= Recorded data =
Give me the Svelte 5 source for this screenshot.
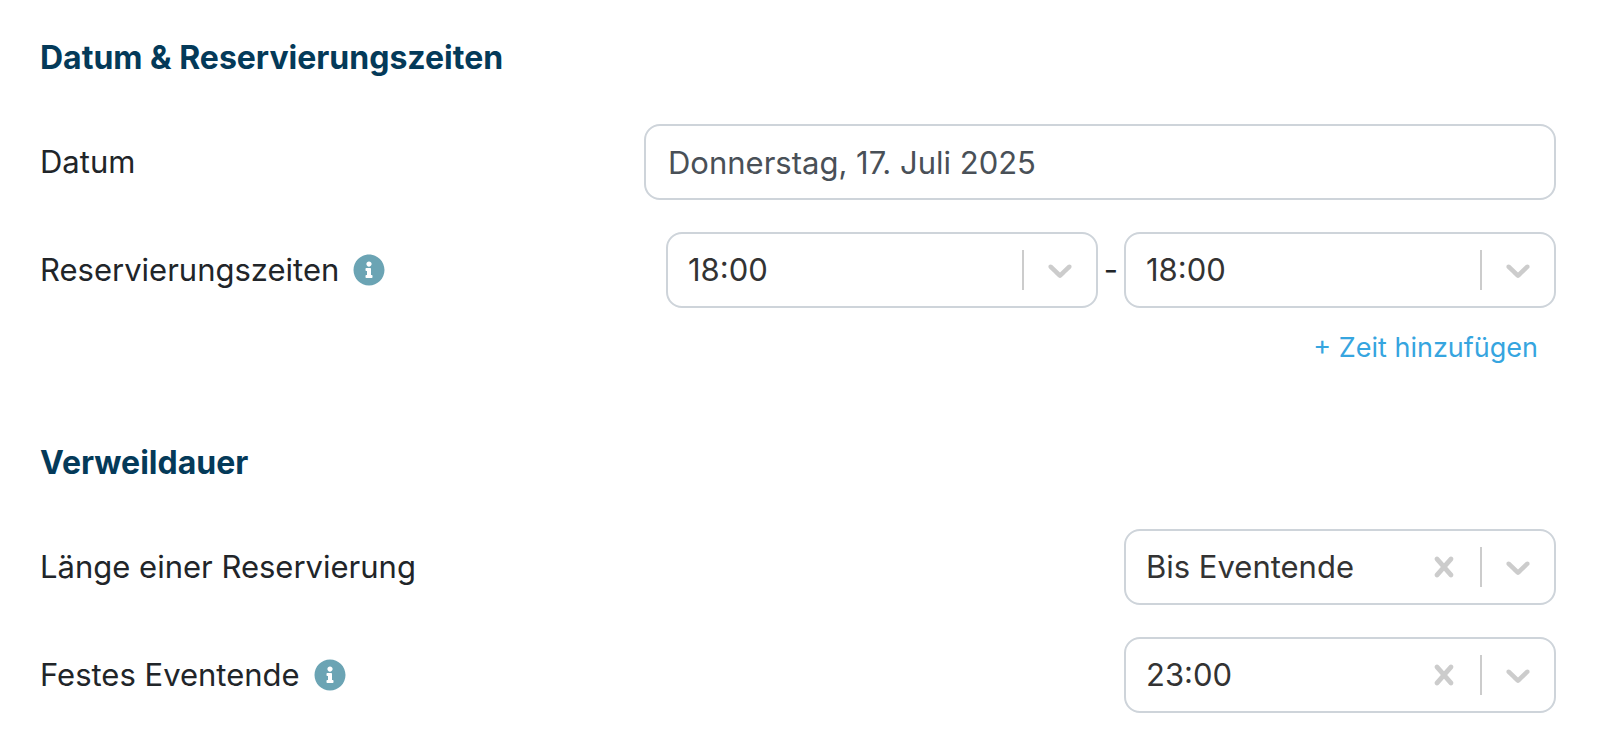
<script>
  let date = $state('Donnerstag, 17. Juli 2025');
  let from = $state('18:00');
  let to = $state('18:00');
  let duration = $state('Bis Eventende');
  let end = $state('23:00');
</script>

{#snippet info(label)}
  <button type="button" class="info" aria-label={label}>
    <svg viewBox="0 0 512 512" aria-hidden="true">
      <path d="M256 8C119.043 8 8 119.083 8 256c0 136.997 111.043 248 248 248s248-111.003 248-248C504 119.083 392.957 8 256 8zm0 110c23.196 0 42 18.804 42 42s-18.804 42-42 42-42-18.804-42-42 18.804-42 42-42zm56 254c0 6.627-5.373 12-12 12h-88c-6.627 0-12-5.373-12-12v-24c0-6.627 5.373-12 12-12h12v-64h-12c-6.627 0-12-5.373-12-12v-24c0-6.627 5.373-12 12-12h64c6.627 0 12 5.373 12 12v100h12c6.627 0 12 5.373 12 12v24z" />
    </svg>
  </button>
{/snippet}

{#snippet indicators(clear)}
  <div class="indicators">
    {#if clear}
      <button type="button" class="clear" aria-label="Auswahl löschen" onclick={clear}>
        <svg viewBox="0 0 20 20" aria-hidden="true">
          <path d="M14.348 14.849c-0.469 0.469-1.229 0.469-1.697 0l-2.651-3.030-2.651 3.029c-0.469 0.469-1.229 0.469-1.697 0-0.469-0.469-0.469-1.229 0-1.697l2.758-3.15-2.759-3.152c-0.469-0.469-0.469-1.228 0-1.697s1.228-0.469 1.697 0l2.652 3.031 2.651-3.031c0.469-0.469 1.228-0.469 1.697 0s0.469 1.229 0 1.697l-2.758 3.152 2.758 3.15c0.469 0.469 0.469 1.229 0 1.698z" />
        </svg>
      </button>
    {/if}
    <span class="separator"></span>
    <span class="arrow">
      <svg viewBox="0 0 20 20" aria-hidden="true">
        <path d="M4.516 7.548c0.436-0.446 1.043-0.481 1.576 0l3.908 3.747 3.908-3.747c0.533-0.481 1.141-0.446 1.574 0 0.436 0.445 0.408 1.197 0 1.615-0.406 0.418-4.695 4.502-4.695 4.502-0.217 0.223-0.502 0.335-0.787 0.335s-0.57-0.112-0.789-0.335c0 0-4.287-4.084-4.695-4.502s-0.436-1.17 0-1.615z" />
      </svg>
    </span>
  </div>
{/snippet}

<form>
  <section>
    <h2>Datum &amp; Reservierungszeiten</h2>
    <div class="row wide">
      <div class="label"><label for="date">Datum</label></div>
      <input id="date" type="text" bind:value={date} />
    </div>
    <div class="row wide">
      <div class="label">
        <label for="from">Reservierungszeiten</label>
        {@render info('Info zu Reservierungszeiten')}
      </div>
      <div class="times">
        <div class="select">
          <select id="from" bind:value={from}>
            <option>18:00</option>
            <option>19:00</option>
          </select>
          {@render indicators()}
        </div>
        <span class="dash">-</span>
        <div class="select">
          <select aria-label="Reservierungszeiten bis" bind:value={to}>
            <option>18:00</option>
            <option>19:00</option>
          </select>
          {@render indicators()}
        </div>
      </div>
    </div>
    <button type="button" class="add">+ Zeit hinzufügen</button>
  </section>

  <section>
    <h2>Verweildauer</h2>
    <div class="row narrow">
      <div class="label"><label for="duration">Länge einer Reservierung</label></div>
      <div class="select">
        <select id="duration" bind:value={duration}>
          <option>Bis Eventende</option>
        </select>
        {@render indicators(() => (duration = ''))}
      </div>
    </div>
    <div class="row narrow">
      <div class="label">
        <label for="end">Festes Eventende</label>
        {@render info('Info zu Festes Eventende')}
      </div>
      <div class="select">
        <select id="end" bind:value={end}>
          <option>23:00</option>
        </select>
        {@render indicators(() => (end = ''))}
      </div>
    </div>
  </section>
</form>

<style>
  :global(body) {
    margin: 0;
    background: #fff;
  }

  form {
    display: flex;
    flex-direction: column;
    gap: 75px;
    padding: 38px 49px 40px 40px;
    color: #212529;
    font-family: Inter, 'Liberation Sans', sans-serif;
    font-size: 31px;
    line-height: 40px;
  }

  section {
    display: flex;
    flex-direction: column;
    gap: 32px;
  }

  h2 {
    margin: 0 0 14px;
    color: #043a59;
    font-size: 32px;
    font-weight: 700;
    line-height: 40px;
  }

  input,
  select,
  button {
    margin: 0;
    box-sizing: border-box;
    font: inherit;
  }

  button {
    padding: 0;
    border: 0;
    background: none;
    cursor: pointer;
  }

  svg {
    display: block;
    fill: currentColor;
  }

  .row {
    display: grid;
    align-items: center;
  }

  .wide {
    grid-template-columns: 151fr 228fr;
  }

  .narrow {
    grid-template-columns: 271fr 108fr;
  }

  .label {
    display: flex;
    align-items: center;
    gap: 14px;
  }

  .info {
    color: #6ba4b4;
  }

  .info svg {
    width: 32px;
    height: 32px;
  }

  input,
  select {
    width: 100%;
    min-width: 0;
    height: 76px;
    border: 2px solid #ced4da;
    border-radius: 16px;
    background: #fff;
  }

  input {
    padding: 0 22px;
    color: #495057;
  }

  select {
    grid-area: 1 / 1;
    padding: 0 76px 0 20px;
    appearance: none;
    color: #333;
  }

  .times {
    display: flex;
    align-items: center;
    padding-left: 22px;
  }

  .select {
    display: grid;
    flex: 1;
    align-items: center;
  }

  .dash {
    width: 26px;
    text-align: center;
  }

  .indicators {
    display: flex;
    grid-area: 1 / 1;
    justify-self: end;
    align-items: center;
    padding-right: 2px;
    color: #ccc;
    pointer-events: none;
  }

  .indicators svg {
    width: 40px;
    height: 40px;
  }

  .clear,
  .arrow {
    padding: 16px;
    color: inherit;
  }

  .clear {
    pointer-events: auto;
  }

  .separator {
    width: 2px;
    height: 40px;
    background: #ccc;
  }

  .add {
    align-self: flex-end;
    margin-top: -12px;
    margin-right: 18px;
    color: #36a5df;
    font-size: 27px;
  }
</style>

= Problem to solve =
Omit the pictures and reproduce the listing exactly.

= Exercise output =
Give me the Svelte 5 source for this screenshot.
<script>
  let date = $state('Donnerstag, 17. Juli 2025');
  let from = $state('18:00');
  let to = $state('18:00');
  let duration = $state('Bis Eventende');
  let end = $state('23:00');
</script>

{#snippet info(label)}
  <button type="button" class="info" aria-label={label}>
    <svg viewBox="0 0 512 512" aria-hidden="true">
      <path d="M256 8C119.043 8 8 119.083 8 256c0 136.997 111.043 248 248 248s248-111.003 248-248C504 119.083 392.957 8 256 8zm0 110c23.196 0 42 18.804 42 42s-18.804 42-42 42-42-18.804-42-42 18.804-42 42-42zm56 254c0 6.627-5.373 12-12 12h-88c-6.627 0-12-5.373-12-12v-24c0-6.627 5.373-12 12-12h12v-64h-12c-6.627 0-12-5.373-12-12v-24c0-6.627 5.373-12 12-12h64c6.627 0 12 5.373 12 12v100h12c6.627 0 12 5.373 12 12v24z" />
    </svg>
  </button>
{/snippet}

{#snippet indicators(clear)}
  <div class="indicators">
    {#if clear}
      <button type="button" class="clear" aria-label="Auswahl löschen" onclick={clear}>
        <svg viewBox="0 0 20 20" aria-hidden="true">
          <path d="M14.348 14.849c-0.469 0.469-1.229 0.469-1.697 0l-2.651-3.030-2.651 3.029c-0.469 0.469-1.229 0.469-1.697 0-0.469-0.469-0.469-1.229 0-1.697l2.758-3.15-2.759-3.152c-0.469-0.469-0.469-1.228 0-1.697s1.228-0.469 1.697 0l2.652 3.031 2.651-3.031c0.469-0.469 1.228-0.469 1.697 0s0.469 1.229 0 1.697l-2.758 3.152 2.758 3.15c0.469 0.469 0.469 1.229 0 1.698z" />
        </svg>
      </button>
    {/if}
    <span class="separator"></span>
    <span class="arrow">
      <svg viewBox="0 0 20 20" aria-hidden="true">
        <path d="M4.516 7.548c0.436-0.446 1.043-0.481 1.576 0l3.908 3.747 3.908-3.747c0.533-0.481 1.141-0.446 1.574 0 0.436 0.445 0.408 1.197 0 1.615-0.406 0.418-4.695 4.502-4.695 4.502-0.217 0.223-0.502 0.335-0.787 0.335s-0.57-0.112-0.789-0.335c0 0-4.287-4.084-4.695-4.502s-0.436-1.17 0-1.615z" />
      </svg>
    </span>
  </div>
{/snippet}

<form>
  <section>
    <h2>Datum &amp; Reservierungszeiten</h2>
    <div class="row wide">
      <div class="label"><label for="date">Datum</label></div>
      <input id="date" type="text" bind:value={date} />
    </div>
    <div class="row wide">
      <div class="label">
        <label for="from">Reservierungszeiten</label>
        {@render info('Info zu Reservierungszeiten')}
      </div>
      <div class="times">
        <div class="select">
          <select id="from" bind:value={from}>
            <option>18:00</option>
            <option>19:00</option>
          </select>
          {@render indicators()}
        </div>
        <span class="dash">-</span>
        <div class="select">
          <select aria-label="Reservierungszeiten bis" bind:value={to}>
            <option>18:00</option>
            <option>19:00</option>
          </select>
          {@render indicators()}
        </div>
      </div>
    </div>
    <button type="button" class="add">+ Zeit hinzufügen</button>
  </section>

  <section>
    <h2>Verweildauer</h2>
    <div class="row narrow">
      <div class="label"><label for="duration">Länge einer Reservierung</label></div>
      <div class="select">
        <select id="duration" bind:value={duration}>
          <option>Bis Eventende</option>
        </select>
        {@render indicators(() => (duration = ''))}
      </div>
    </div>
    <div class="row narrow">
      <div class="label">
        <label for="end">Festes Eventende</label>
        {@render info('Info zu Festes Eventende')}
      </div>
      <div class="select">
        <select id="end" bind:value={end}>
          <option>23:00</option>
        </select>
        {@render indicators(() => (end = ''))}
      </div>
    </div>
  </section>
</form>

<style>
  :global(body) {
    margin: 0;
    background: #fff;
  }

  form {
    display: flex;
    flex-direction: column;
    gap: 75px;
    padding: 38px 49px 40px 40px;
    color: #212529;
    font-family: Inter, 'Liberation Sans', sans-serif;
    font-size: 31px;
    line-height: 40px;
  }

  section {
    display: flex;
    flex-direction: column;
    gap: 32px;
  }

  h2 {
    margin: 0 0 14px;
    color: #043a59;
    font-size: 32px;
    font-weight: 700;
    line-height: 40px;
  }

  input,
  select,
  button {
    margin: 0;
    box-sizing: border-box;
    font: inherit;
  }

  button {
    padding: 0;
    border: 0;
    background: none;
    cursor: pointer;
  }

  svg {
    display: block;
    fill: currentColor;
  }

  .row {
    display: grid;
    align-items: center;
  }

  .wide {
    grid-template-columns: 151fr 228fr;
  }

  .narrow {
    grid-template-columns: 271fr 108fr;
  }

  .label {
    display: flex;
    align-items: center;
    gap: 14px;
  }

  .info {
    color: #6ba4b4;
  }

  .info svg {
    width: 32px;
    height: 32px;
  }

  input,
  select {
    width: 100%;
    min-width: 0;
    height: 76px;
    border: 2px solid #ced4da;
    border-radius: 16px;
    background: #fff;
  }

  input {
    padding: 0 22px;
    color: #495057;
  }

  select {
    grid-area: 1 / 1;
    padding: 0 76px 0 20px;
    appearance: none;
    color: #333;
  }

  .times {
    display: flex;
    align-items: center;
    padding-left: 22px;
  }

  .select {
    display: grid;
    flex: 1;
    align-items: center;
  }

  .dash {
    width: 26px;
    text-align: center;
  }

  .indicators {
    display: flex;
    grid-area: 1 / 1;
    justify-self: end;
    align-items: center;
    padding-right: 2px;
    color: #ccc;
    pointer-events: none;
  }

  .indicators svg {
    width: 40px;
    height: 40px;
  }

  .clear,
  .arrow {
    padding: 16px;
    color: inherit;
  }

  .clear {
    pointer-events: auto;
  }

  .separator {
    width: 2px;
    height: 40px;
    background: #ccc;
  }

  .add {
    align-self: flex-end;
    margin-top: -12px;
    margin-right: 18px;
    color: #36a5df;
    font-size: 27px;
  }
</style>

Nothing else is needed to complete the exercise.